Aku juga tak bisa menahan senyum ketika menyadari betapa beraninya mereka bereksperimen. Dalam benak mereka, nasi kuning adalah elemen tradisional yang cukup kuat, sementara lauknya bisa dikreasikan. Ini mungkin cara mereka untuk memadukan tradisi dan modernitas---atau mungkin sekadar menciptakan versi nasi kuning yang lebih sesuai dengan selera anak-anak saat ini. Ini adalah bukti dari pemikiran kreatif mereka, meskipun sedikit melenceng dari konsep yang diharapkan.
Saat aku menanyakan kepada mereka kenapa memilih ayam goreng tepung, salah satu siswa menjawab dengan polos, "Soalnya ayam goreng tepung lebih enak dan gampang dibuat, Bu." Mendengar itu, aku tertawa. Jawaban yang jujur dan penuh logika ala anak-anak. Dari sudut pandang mereka, kenapa harus mempersulit diri kalau ada pilihan yang lebih mudah dan tetap enak?
Namun, ini juga menjadi momen penting untuk memberikan pemahaman lebih dalam tentang konsep "nutrisi versus preferensi." Aku jelaskan kembali kepada mereka, bahwa ayam masak habang bukan hanya soal rasa, tapi juga soal tradisi, tentang bagaimana makanan khas kita membawa cerita dan kearifan lokal. Aku coba menggali lebih dalam, membahas mengapa bumbu dan cara memasak tradisional memiliki nilai lebih yang tak hanya soal rasa tapi juga soal makna.
Tentu saja, aku juga menghargai keputusan mereka. Kreativitas harus diapresiasi, dan pilihan mereka menunjukkan bahwa mereka berpikir di luar kebiasaan. Ini adalah kesempatan yang bagus untuk berdiskusi dan mengajari mereka bahwa dalam hidup, kita memang sering dihadapkan pada pilihan antara sesuatu yang lebih mudah dan sesuatu yang lebih berharga karena prosesnya. Dan, yang paling penting, belajar menghargai warisan kuliner kita adalah bagian dari pelajaran hidup yang tak kalah penting.

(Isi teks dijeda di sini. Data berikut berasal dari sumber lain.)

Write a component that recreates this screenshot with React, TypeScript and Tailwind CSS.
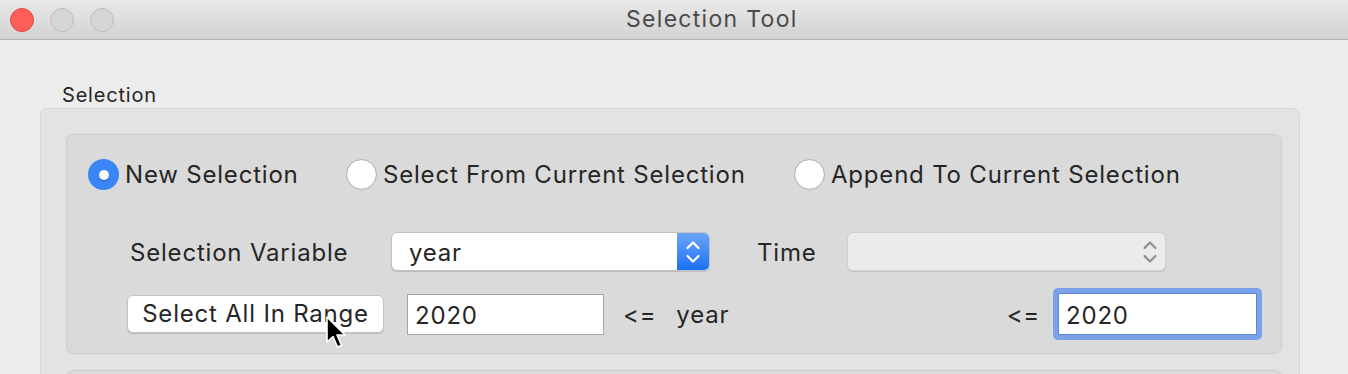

Jadi, meskipun ayam goreng tepung "mengalahkan" ayam masak habang kali ini, aku tetap bangga dengan mereka. Mereka telah berusaha memahami konsep nutrisi, mencoba memasak sendiri, dan berani bereksperimen. Pada akhirnya, belajar bukan tentang selalu mendapatkan hasil yang sempurna, tapi tentang proses, pengalaman, dan pembelajaran yang didapat dari setiap langkahnya---bahkan jika itu berarti memilih ayam goreng tepung yang lebih enak dan renyah.